- Page 1 Zalman Reserator 1 – Passive Water Cooler
- Page 2 Zalman Reserator 1
The next job is to feed the hoses out of your case. You could simply drill two holes through the side opposite your motherboard but it would look a little weird. The alternative is to use the two unions that Zalman supplies, which fit into an unused PCI slot on the backplate of your case. Connect the hoses from your water block(s) to these unions then run two more hoses to the Reserator, fitting the inline Zalman flow indicator to one of them. Make sure that the Reserator is more or less on the same level as your PC so the pump isn’t trying to fight gravity, fill it with 2.5 litres of water and you’re ready for action.
The Reserator pump is mains powered with its own plug so it doesn’t need to use the PC power supply, and that also means that you can run the cooling system on its own to check for leaks. You could also forget to turn it on, which is the reason for the flow indicator. This is a clear plastic cylinder with an orange plastic float tethered on a short chain. When the water is flowing the float flutters around as a visual check, or you can feel the water hoses, which pulse gently to the touch. In fact the flow indicator is also useful to check that you have remembered to turn the Reserator 1 off once you have shut your PC down. The 5W pump has a flow rate of 300 litres per hour, which is very low, and it is so quiet that you can’t hear it in operation.
The system works superbly well thanks to the huge amount of water in the reservoir and the enormous surface area of the Reserator. After half an hour of hard work the temperature of our Opteron 148 stabilised at 36 degrees Celsius, and both the CPU water block and Reserator were barely warm to the touch. By contrast our Ti4600 graphics card (which has a passive Zalman heatsink) got so hot we could barely touch it.

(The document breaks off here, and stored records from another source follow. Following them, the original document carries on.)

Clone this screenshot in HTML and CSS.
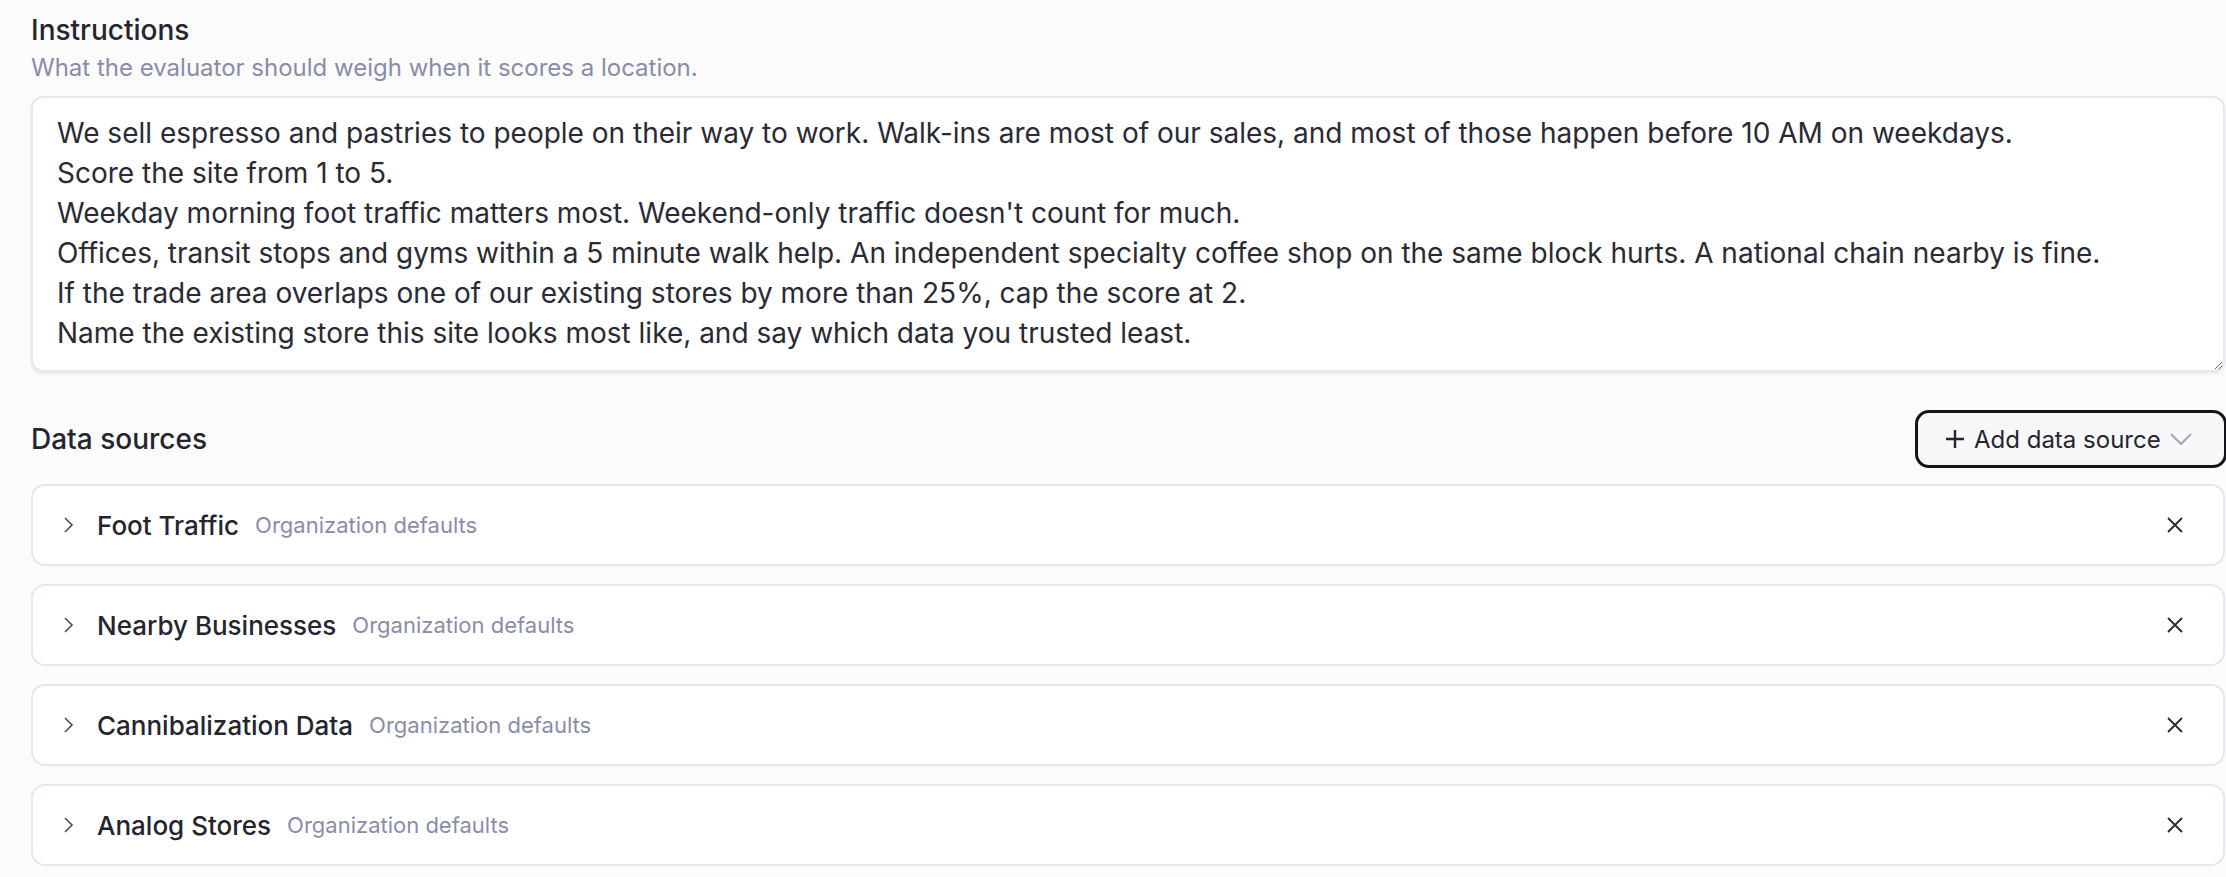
FILE: index.html
```html
<!DOCTYPE html>
<html>
  <head>
    <link rel="stylesheet" href="styles.css">
  </head>
  <body>
    <section class="field">
      <h2 class="label">Instructions</h2>
      <p class="hint">What the evaluator should weigh when it scores a location.</p>
      <textarea class="prompt" rows="6">We sell espresso and pastries to people on their way to work. Walk-ins are most of our sales, and most of those happen before 10 AM on weekdays.
Score the site from 1 to 5.
Weekday morning foot traffic matters most. Weekend-only traffic doesn't count for much.
Offices, transit stops and gyms within a 5 minute walk help. An independent specialty coffee shop on the same block hurts. A national chain nearby is fine.
If the trade area overlaps one of our existing stores by more than 25%, cap the score at 2.
Name the existing store this site looks most like, and say which data you trusted least.</textarea>
    </section>

    <section class="field sources">
      <div class="row head">
        <h2 class="label">Data sources</h2>
        <div class="grow"></div>
        <button class="add">
          <svg width="20" height="20" viewBox="0 0 20 20" class="plus">
            <path d="M10 1v18M1 10h18"></path>
          </svg>
          <span>Add data source</span>
          <svg width="22" height="12" viewBox="0 0 22 12" class="caret">
            <path d="M1 1l10 10 10-10"></path>
          </svg>
        </button>
      </div>

      <div class="source">
        <svg width="12" height="16" viewBox="0 0 12 16" class="chev"><path d="M2 1l7 7-7 7"></path></svg>
        <span class="name">Foot Traffic</span>
        <span class="meta">Organization defaults</span>
        <div class="grow"></div>
        <svg width="16" height="16" viewBox="0 0 16 16" class="close"><path d="M1 1l14 14M15 1L1 15"></path></svg>
      </div>
      <div class="source">
        <svg width="12" height="16" viewBox="0 0 12 16" class="chev"><path d="M2 1l7 7-7 7"></path></svg>
        <span class="name">Nearby Businesses</span>
        <span class="meta">Organization defaults</span>
        <div class="grow"></div>
        <svg width="16" height="16" viewBox="0 0 16 16" class="close"><path d="M1 1l14 14M15 1L1 15"></path></svg>
      </div>
      <div class="source">
        <svg width="12" height="16" viewBox="0 0 12 16" class="chev"><path d="M2 1l7 7-7 7"></path></svg>
        <span class="name">Cannibalization Data</span>
        <span class="meta">Organization defaults</span>
        <div class="grow"></div>
        <svg width="16" height="16" viewBox="0 0 16 16" class="close"><path d="M1 1l14 14M15 1L1 15"></path></svg>
      </div>
      <div class="source">
        <svg width="12" height="16" viewBox="0 0 12 16" class="chev"><path d="M2 1l7 7-7 7"></path></svg>
        <span class="name">Analog Stores</span>
        <span class="meta">Organization defaults</span>
        <div class="grow"></div>
        <svg width="16" height="16" viewBox="0 0 16 16" class="close"><path d="M1 1l14 14M15 1L1 15"></path></svg>
      </div>
    </section>
  </body>
</html>
```

FILE: styles.css
```css
* {
  margin: 0;
  padding: 0;
  box-sizing: border-box;
}

body {
  background: #fbfbfc;
  color: #25252f;
  font-family: Inter, "Noto Sans", sans-serif;
  font-size: 28px;
  padding: 10px 1px 0 31px;
}

.label {
  font-size: 28px;
  font-weight: 500;
  line-height: 40px;
}

.hint {
  color: #8a8ca8;
  font-size: 24px;
  line-height: 36px;
  margin-bottom: 10px;
}

.prompt {
  display: block;
  width: 100%;
  height: 276px;
  padding: 15px 24px;
  font-family: inherit;
  font-size: 28px;
  line-height: 40px;
  color: #2a2a35;
  background: #fff;
  border: 2px solid #e6e7ef;
  border-radius: 12px;
  box-shadow: 0 2px 3px rgba(30, 30, 60, 0.08);
  resize: vertical;
  outline: none;
}

.sources {
  margin-top: 38px;
}

.row {
  display: flex;
  flex-direction: row;
  align-items: center;
}

.grow {
  flex-grow: 1;
}

.head {
  height: 58px;
  margin-bottom: 16px;
}

.add {
  display: flex;
  align-items: center;
  height: 58px;
  width: 312px;
  margin-right: -2px;
  padding: 0 0 0 27px;
  white-space: nowrap;
  font-family: inherit;
  font-size: 24px;
  color: #25252f;
  background: #f8f8fb;
  border: 3px solid #14141c;
  border-radius: 14px;
}

.add span {
  margin-left: 9px;
}

.plus {
  stroke: #25252f;
  stroke-width: 2.4;
  fill: none;
}

.caret {
  stroke: #a3a5b6;
  stroke-width: 2;
  fill: none;
  margin-left: 9px;
}

.source {
  display: flex;
  align-items: center;
  height: 82px;
  margin-bottom: 18px;
  padding: 0 40px 0 30px;
  background: #fff;
  border: 2px solid #e6e7ef;
  border-radius: 14px;
}

.chev {
  stroke: #4a4c66;
  stroke-width: 1.6;
  fill: none;
  margin-right: 22px;
}

.name {
  font-weight: 500;
  font-size: 26px;
}

.meta {
  color: #8a8ca8;
  font-size: 22px;
  margin-left: 16px;
}

.close {
  stroke: #2a2a33;
  stroke-width: 1.8;
  fill: none;
}
```
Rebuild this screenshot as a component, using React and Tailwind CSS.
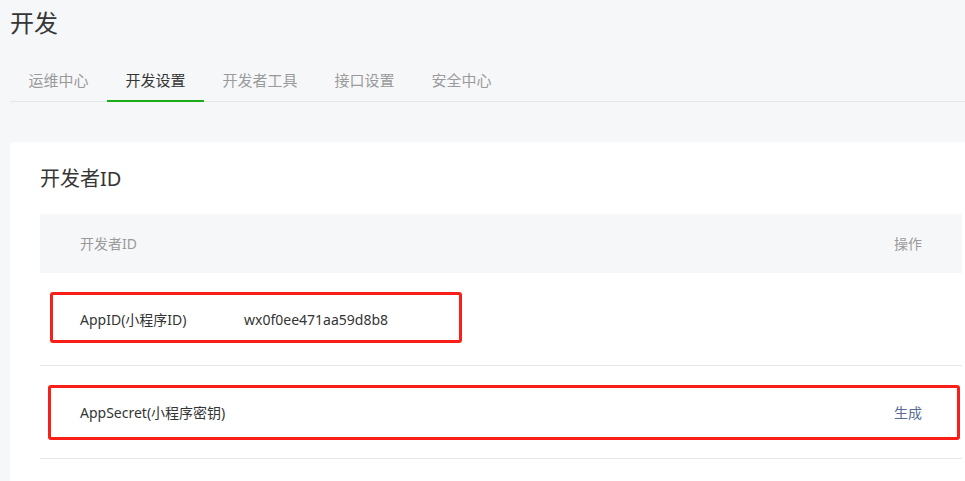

The Reserator 1 is an excellent product that has only one minor flaw to our eyes. Once it’s connected up you will find it very awkward to move your PC as the Reserator weighs 6.5kg empty and isn’t the sort of kit that you’ll transport to and from LAN parties. Indeed, once all set up we had no desire to transport the Reserator back into the office for a photo shoot, which is why we have had to use the images from Zalman’s website instead of our own, as is usually the case. Zalman supplies a couple of clamps that you can use to pinch off the water hoses while you disconnect the Reserator, but this is very much a system that you’ll want to leave in a fixed location. The price may seem a little steep too, but you get a great deal for your money.
As you get older and more crotchety you appreciate a bit of peace and quiet, and the drone of noisy cooling fans becomes ever more unbearable. It comes as a complete surprise that the answer to this particular problem should be found in a finned, blue aluminium tower that costs nearly £200, and at first glance the Zalman Reserator 1 looks like the answer to a question that no-one has asked. Once you’ve connected the Reserator up and have used it for a few hours it becomes apparent that Zalman thought up an entirely new question and then answered it in a clever and innovative way. The current new question is ‘How come hard drives are so noisy?’ because that’s all you can hear when the Reserator is in action.